As to the second part of your question, to what extent will we be relying on Finance Canada's analytics, and are we adequately resourced and well positioned within the Library of Parliament to provide this advice, it's obviously early going, sir, but I am comfortable that we will be in a position to provide the challenge function that you'll want us to provide.
While we'll certainly be reviewing Finance's analytics very carefully, we won't actually be relying on them to provide that challenge function. As you know, depending on the nature of the economic and fiscal analysis forecasting issues, there are a lot of private sector companies we can work with to look at the range of forecasts that are out there—low and high—and that also provide a lot of analysis of the measures Finance puts forward in the budget.
So we could leverage a lot of resources from just the community out there right now in order to provide this advice. Some of those leveraged resources are in the Library of Parliament as well, which, as Madam Chair has pointed out, has actually served committees well.
We also plan on staffing. We have a fairly substantial budget; it's not necessarily substantial in comparison with the Congressional Budget Office, which is a very different system, but it's certainly substantial for a Westminster system. Within that ongoing budget of roughly $2.7 million a year, if we hire very strong analysts, we think we could go a long way in supporting a good challenge function.
We've already made two very careful hires, sir, in terms of the director positions, one on the economic and fiscal analysis side, Mr. Mostafa Askari. Mostafa has a PhD from Queen's University. He's taught at Queen's and Trent universities. He's worked at the Conference Board, a private sector institution, looking at private sector forecasts. He helped build Finance Canada's models in the 1980s. He's worked at the International Monetary Fund. Recently he was a research director at Health Canada, dealing with a wide range of issues. So he has a broad knowledge.

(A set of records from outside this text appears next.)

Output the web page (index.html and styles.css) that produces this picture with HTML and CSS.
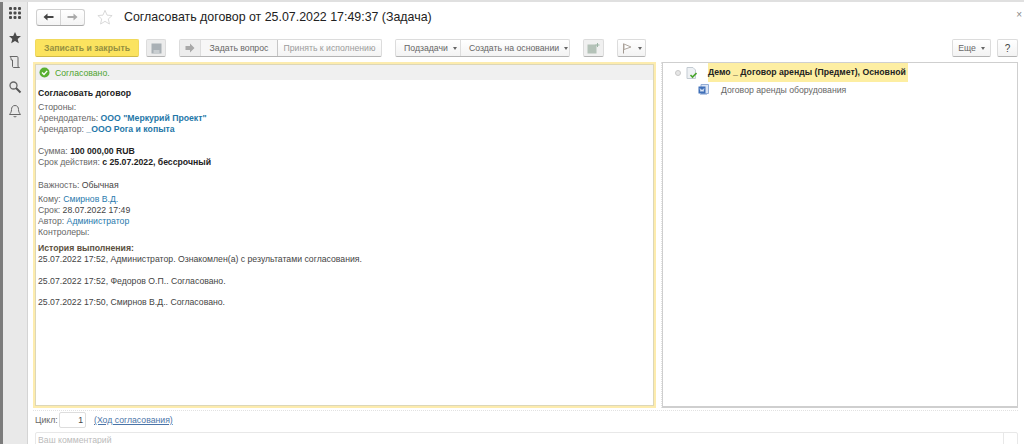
FILE: index.html
```html
<!DOCTYPE html>
<html lang="ru">
<head>
<meta charset="utf-8">
<title>Согласовать договор</title>
<link rel="stylesheet" href="styles.css">
</head>
<body>
<div class="app">
  <nav class="rail">
    <svg class="rail-icon" width="14" height="14" viewBox="0 0 14 14"><g fill="#4a4a4a"><rect x="1" y="1" width="3" height="3" rx="1"/><rect x="5.500" y="1" width="3" height="3" rx="1"/><rect x="10" y="1" width="3" height="3" rx="1"/><rect x="1" y="5.500" width="3" height="3" rx="1"/><rect x="5.500" y="5.500" width="3" height="3" rx="1"/><rect x="10" y="5.500" width="3" height="3" rx="1"/><rect x="1" y="10" width="3" height="3" rx="1"/><rect x="5.500" y="10" width="3" height="3" rx="1"/><rect x="10" y="10" width="3" height="3" rx="1"/></g></svg>
    <svg class="rail-icon" width="14" height="14" viewBox="0 0 14 14"><path d="M7 1l1.800 4h4.200l-3.300 2.900 1.100 4.400L7 10l-3.800 2.300 1.100-4.400L1 5h4.200z" fill="#4a4a4a"/></svg>
    <svg class="rail-icon" width="14" height="14" viewBox="0 0 14 14"><path d="M2 1.500h7c.8 0 1 .6 1 1.200v8.300c0 .8.700 1.500 1.500 1.500H5.500c-.8 0-1-.7-1-1.500V5H3.200C3.200 3.500 2.800 2 2 1.500z" fill="none" stroke="#666" stroke-width="1"/></svg>
    <svg class="rail-icon" width="14" height="14" viewBox="0 0 14 14"><circle cx="5.500" cy="5.500" r="3.500" fill="none" stroke="#666" stroke-width="1.300"/><path d="M8 8l4.500 4.500" stroke="#555" stroke-width="2"/></svg>
    <svg class="rail-icon" width="14" height="14" viewBox="0 0 14 14"><path d="M7 1.500c-2.500 0-3.500 2-3.500 4 0 2.500-1 3.500-2 5h11c-1-1.500-2-2.500-2-5 0-2-1-4-3.500-4z" fill="none" stroke="#666" stroke-width="1"/><path d="M5.500 12c.5 1.200 2.500 1.200 3 0" fill="none" stroke="#666"/></svg>
  </nav>
  <main class="main">
    <header class="head">
      <div class="nav-group">
        <span class="nav-btn"><svg width="11" height="8" viewBox="0 0 11 8"><path d="M0.500 4L4.500 0.500V3H10.500V5H4.500V7.500z" fill="#444"/></svg></span>
        <span class="nav-btn"><svg width="11" height="8" viewBox="0 0 11 8"><path d="M10.500 4L6.500 0.500V3H0.500V5H6.500V7.500z" fill="#aaa"/></svg></span>
      </div>
      <svg class="star" width="16" height="16" viewBox="0 0 18 17"><path d="M9 1l2.300 5.400 5.700.5-4.300 3.800 1.300 5.700L9 13.400 4 16.400l1.300-5.700L1 6.900l5.700-.5z" fill="#fff" stroke="#d4d4d4"/></svg>
      <h1 class="title">Согласовать договор от 25.07.2022 17:49:37 (Задача)</h1>
      <span class="close">×</span>
    </header>
    <div class="toolbar">
      <button class="btn primary">Записать и закрыть</button>
      <button class="btn icon-btn"><svg width="11" height="11" viewBox="0 0 11 11"><path d="M0.500 0.500h10v10h-10z" fill="#a9b0b5"/><path d="M2.500 7h6v3.500h-6z" fill="#c9ced1"/></svg></button>
      <div class="btn-group ask">
        <span class="seg seg-icon"><svg width="10" height="10" viewBox="0 0 10 10"><path d="M0.500 3h4.500V0.500L9.500 5 5 9.500V7H0.500z" fill="#a8a8a8"/></svg></span>
        <span class="seg">Задать вопрос</span>
        <span class="seg muted">Принять к исполнению</span>
      </div>
      <div class="btn-group tasks">
        <span class="seg">Подзадачи<i class="caret"></i></span>
        <span class="seg">Создать на основании<i class="caret"></i></span>
      </div>
      <button class="btn icon-btn report"><svg width="13" height="11" viewBox="0 0 13 11"><path d="M0.500 1.500h9v9h-9z" fill="#b4c2b8"/><path d="M10.500 0v4M8.500 2h4" stroke="#9db5a5"/></svg></button>
      <button class="btn flag"><svg width="11" height="11" viewBox="0 0 11 11"><path d="M1.500 0.500v10" stroke="#a39a92"/><path d="M2 1l7 3-7 2.500z" fill="#fff" stroke="#b0a8a0"/></svg><i class="caret"></i></button>
      <span class="spacer"></span>
      <button class="btn more">Еще<i class="caret"></i></button>
      <button class="btn help">?</button>
    </div>
    <div class="panels">
      <section class="task">
        <div class="status">
          <svg width="11" height="11" viewBox="0 0 11 11"><circle cx="5.500" cy="5.500" r="5" fill="#5ab031"/><path d="M3 5.500l2 2 3.200-3.600" fill="none" stroke="#fff" stroke-width="1.400"/></svg>
          <span>Согласовано.</span>
        </div>
        <div class="doc">
          <p class="doc-title">Согласовать договор</p>
          <div class="block parties">
            <div>Стороны:</div>
            <div>Арендодатель: <a class="strong-link">ООО "Меркурий Проект"</a></div>
            <div>Арендатор: <a class="strong-link">_ООО Рога и копыта</a></div>
          </div>
          <div class="block sum">
            <div>Сумма: <b class="value">100 000,00 RUB</b></div>
            <div>Срок действия: <b class="value">с 25.07.2022, бессрочный</b></div>
          </div>
          <div class="block importance">Важность: <span class="dark">Обычная</span></div>
          <div class="block people">
            <div>Кому: <a class="link">Смирнов В.Д.</a></div>
            <div>Срок: <span class="dark">28.07.2022 17:49</span></div>
            <div>Автор: <a class="link">Администратор</a></div>
            <div>Контролеры:</div>
          </div>
          <div class="block history">
            <div class="history-title">История выполнения:</div>
            <div class="dark">25.07.2022 17:52, Администратор. Ознакомлен(а) с результатами согласования.</div>
            <div class="dark gap">25.07.2022 17:52, Федоров О.П.. Согласовано.</div>
            <div class="dark gap">25.07.2022 17:50, Смирнов В.Д.. Согласовано.</div>
          </div>
        </div>
      </section>
      <div class="split"></div>
      <section class="tree">
        <div class="tree-row root">
          <span class="toggle"></span>
          <svg class="doc-icon" width="11" height="12" viewBox="0 0 11 12"><path d="M1 0.500h6l2.500 2.500v8.500H1z" fill="#eef1f4" stroke="#c3cbd2"/><path d="M4.500 8l2 2 4-4" fill="none" stroke="#4aa52e" stroke-width="1.600"/></svg>
          <span class="tree-name">Демо _ Договор аренды (Предмет), Основной</span>
        </div>
        <div class="tree-row child">
          <svg class="word-icon" width="11" height="12" viewBox="0 0 11 12"><path d="M3 0.500h7.500v9H3z" fill="#dbe5f5" stroke="#93add6"/><rect x="0.500" y="2.500" width="7" height="7" fill="#3f6fb8"/><path d="M2 4.500l1 3 1-2 1 2 1-3" fill="none" stroke="#fff" stroke-width=".8"/><path d="M2 10.500h7" stroke="#b8c9e4"/></svg>
          <span>Договор аренды оборудования</span>
        </div>
      </section>
    </div>
    <div class="cycle">
      <span class="cycle-label">Цикл:</span>
      <span class="cycle-input">1</span>
      <a class="cycle-link">(Ход согласования)</a>
    </div>
    <div class="comment">
      <span class="placeholder">Ваш комментарий</span>
      <span class="comment-btn"></span>
    </div>
  </main>
</div>
</body>
</html>
```
FILE: styles.css
```css
* { box-sizing: border-box; }
html, body { margin: 0; height: 100%; overflow: hidden; background: #fff; }
body { font-family: "Liberation Sans", Arial, sans-serif; font-size: 8.700px; color: #666; }
.app { display: flex; height: 444px; border-top: 2px solid #e0e0e0; }

.rail { width: 28px; flex: none; background: #e9e9e9; border-left: 3px solid #7c7c7c; display: flex; flex-direction: column; align-items: center; gap: 10.500px; padding-top: 4px; border-right: 1px solid #d4d4d4; }
.rail-icon { display: block; }

.main { flex: 1; min-width: 0; display: flex; flex-direction: column; padding: 0 6px 0 5px; }

.head { height: 29px; display: flex; align-items: center; padding: 1px 0 0 3px; flex: none; }
.nav-group { display: flex; width: 49px; height: 17px; border: 1px solid #d0d0d0; border-bottom-color: #aaa; border-radius: 3px; background: linear-gradient(#fff, #f4f4f4); }
.nav-btn { flex: 1; display: flex; align-items: center; justify-content: center; }
.nav-btn + .nav-btn { border-left: 1px solid #d4d4d4; }
.star { margin-left: 12px; flex: none; }
.title { margin: 0 0 0 11px; font-size: 12.400px; font-weight: 400; color: #222; white-space: nowrap; }
.close { margin-left: auto; margin-right: -4px; margin-top: -5px; color: #888; font-size: 10px; }

.toolbar { height: 20px; margin-top: 8px; display: flex; align-items: stretch; flex: none; padding-left: 2px; }
.btn, .btn-group { height: 18px; border: 1px solid #dcdcdc; border-bottom-color: #b4b4b4; border-radius: 2px; background: linear-gradient(#fff, #f3f3f3); font: inherit; color: #666; padding: 0; display: flex; align-items: center; justify-content: center; }
.btn.primary { width: 104px; background: #fbe35f; border-color: #f0d95c; border-bottom-color: #d0ba48; color: #95903f; font-weight: 700; }
.icon-btn { width: 20px; margin-left: 7px; background: #ececec; }
.ask { margin-left: 13px; width: 203px; }
.seg { height: 100%; display: flex; align-items: center; justify-content: center; padding: 0 8px; white-space: nowrap; }
.seg-icon { width: 20px; padding: 0; background: #ededed; }
.ask .seg:nth-child(2) { width: 78px; border-left: 1px solid #ddd; border-right: 1px solid #c6c6c6; background: #f7f7f7; padding: 0; }
.ask .seg.muted { flex: 1; color: #9c9c9c; padding: 0; }
.tasks { margin-left: 13px; width: 175px; }
.tasks .seg { justify-content: flex-start; padding: 0 0 0 8px; }
.tasks .seg:first-child { width: 65px; border-right: 1px solid #ddd; }
.tasks .seg:last-child { flex: 1; }
.caret { display: inline-block; width: 0; height: 0; border: 2px solid transparent; border-top: 3px solid #666; border-bottom: 0; margin-left: 5px; }
.report { margin-left: 13px; width: 21px; background: #f0f0f0; }
.flag { margin-left: 13px; width: 29px; }
.spacer { flex: 1; }
.more { width: 39px; }
.help { width: 21px; margin-left: 6px; font-size: 10px; color: #444; }

.panels { height: 349px; display: flex; flex: none; margin-top: 3px; padding-bottom: 2px; border-bottom: 1px dotted #e2e2e2; }
.task { width: 623px; flex: none; border: 2px solid #fdecae; box-shadow: inset 0 0 0 1px #ddd7b8; display: flex; flex-direction: column; }
.status { height: 15px; margin: 1px 1px 0; background: #f0f0f0; display: flex; align-items: center; gap: 5px; padding-left: 3px; color: #4fa32e; flex: none; }
.doc { padding: 0 0 0 1px; margin-left: 2px; line-height: 10.900px; }
.doc-title { margin: 6.500px 0 0; font-weight: 700; color: #222; line-height: 12px; }
.block { margin-top: 3.500px; }
.sum { margin-top: 11px; }
.importance { margin-top: 12px; }
.people { margin-top: 4px; }
.history { margin-top: 5px; }
.gap { margin-top: 10.800px; }
.dark { color: #444; }
.value { color: #222; }
.history-title { color: #5b5040; font-weight: 700; }
a { color: #2a7aad; }
.strong-link { color: #1f77a8; font-weight: 700; }

.split { width: 6px; flex: none; border-right: 1px dotted #e2e2e2; }
.tree { flex: 1; border: 1px solid #cfcfcf; border-bottom-width: 2px; }
.tree-row { display: flex; align-items: center; }
.root { height: 19px; padding-left: 12px; }
.toggle { width: 6px; height: 6px; border-radius: 50%; border: 1px solid #c8c8c8; background: #e6e6e6; margin-right: 5px; }
.doc-icon { margin-right: 11px; }
.tree-name { height: 19px; background: #fdeea2; color: #222; font-weight: 700; padding: 0 2px 0 0; line-height: 19px; }
.child { height: 16px; padding-left: 35px; gap: 12px; color: #666; }

.cycle { display: flex; align-items: center; height: 16px; margin-top: 1px; padding-left: 2px; flex: none; }
.cycle-label { width: 24px; flex: none; }
.cycle-input { width: 27px; height: 16px; border: 1px solid #ddd; border-radius: 2px; text-align: right; padding-right: 2px; color: #444; line-height: 14px; }
.cycle-link { margin-left: 8px; color: #4a74a8; text-decoration: underline; }
.comment { height: 30px; margin-top: 4px; margin-left: 2px; border: 1px solid #e8e8e8; border-radius: 2px; padding: 2px; display: flex; justify-content: space-between; flex: none; position: relative; }
.placeholder { color: #bbb; }
.comment-btn { position: absolute; right: 0; top: 0; bottom: 0; width: 14px; border-left: 1px solid #e8e8e8; }
```
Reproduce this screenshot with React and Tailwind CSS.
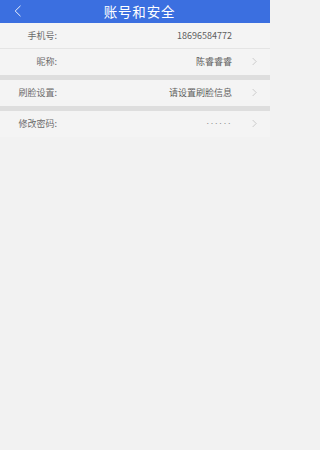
const rows = [
  [
    { label: '手机号:', value: '18696584772', arrow: false },
    { label: '昵称:', value: '陈睿睿睿', arrow: true },
  ],
  [{ label: '刷脸设置:', value: '请设置刷脸信息', arrow: true }],
  [{ label: '修改密码:', value: '······', arrow: true, dots: true }],
];

function Chevron({ className }) {
  return (
    <svg viewBox="0 0 6 10" className={className} fill="none">
      <path d="M0.8 0.8 L5 5 L0.8 9.2" stroke="currentColor" strokeWidth="0.8" />
    </svg>
  );
}

export default function App() {
  return (
    <div
      className="min-h-screen w-full bg-[#f2f2f2]"
      style={{ fontFamily: '"Noto Sans CJK SC", "Noto Sans", sans-serif' }}
    >
      <div className="w-[270px]">
        {/* Header */}
        <div className="relative flex h-[23px] items-center justify-center bg-[#3b6fe0]">
          <svg viewBox="0 0 8 12" className="absolute left-[14px] top-[5px] h-[12px] w-[8px]" fill="none">
            <path d="M6.5 0.8 L1.2 6 L6.5 11.2" stroke="white" strokeWidth="0.9" />
          </svg>
          <span className="pl-[9px] text-[13.5px] leading-none tracking-[0.8px] text-white">账号和安全</span>
        </div>

        {rows.map((group, gi) => (
          <div key={gi} className={gi > 0 ? 'border-t-[5px] border-[#dedede]' : ''}>
            {group.map((item, i) => (
              <div
                key={item.label}
                className={`relative flex h-[26px] items-center bg-[#f4f4f4] text-[9px] text-[#6b6b6b] ${
                  i < group.length - 1 ? 'border-b border-[#e4e4e4]' : ''
                }`}
              >
                <span className="w-[57px] text-right">{item.label}</span>
                {item.dots ? (
                  <span
                    className="flex-1 pr-[38px] text-right text-[9px] tracking-[1.3px] text-[#8a8a8a]"
                    style={{ fontFamily: '"Liberation Sans", sans-serif' }}
                  >
                    {item.value}
                  </span>
                ) : (
                  <span className="flex-1 pr-[38px] text-right text-[#5e5e5e]">{item.value}</span>
                )}
                {item.arrow && <Chevron className="absolute left-[252px] top-[8px] h-[9px] w-[5px] text-[#b8b8b8]" />}
              </div>
            ))}
          </div>
        ))}
      </div>
    </div>
  );
}
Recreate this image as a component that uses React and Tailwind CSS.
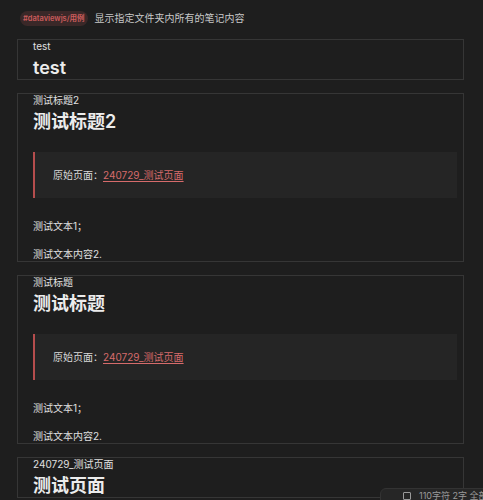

We have also hired Sahir Khan to help us on revenue and expenditure analysis issues. Mr. Khan has an accounting and economics background from Queen's and Columbia universities. He spent almost 10 years working in New York City in the turnaround environment there, so he's quite familiar with dealing with challenging issues. These are issues that this committee has looked at, issues of procurement and real property, etc. He's quite capable on the financial analysis side.
So if we staff underneath these people with some other capable people, we could provide a lot of horsepower. I think it would be helpful. That is our objective, sir.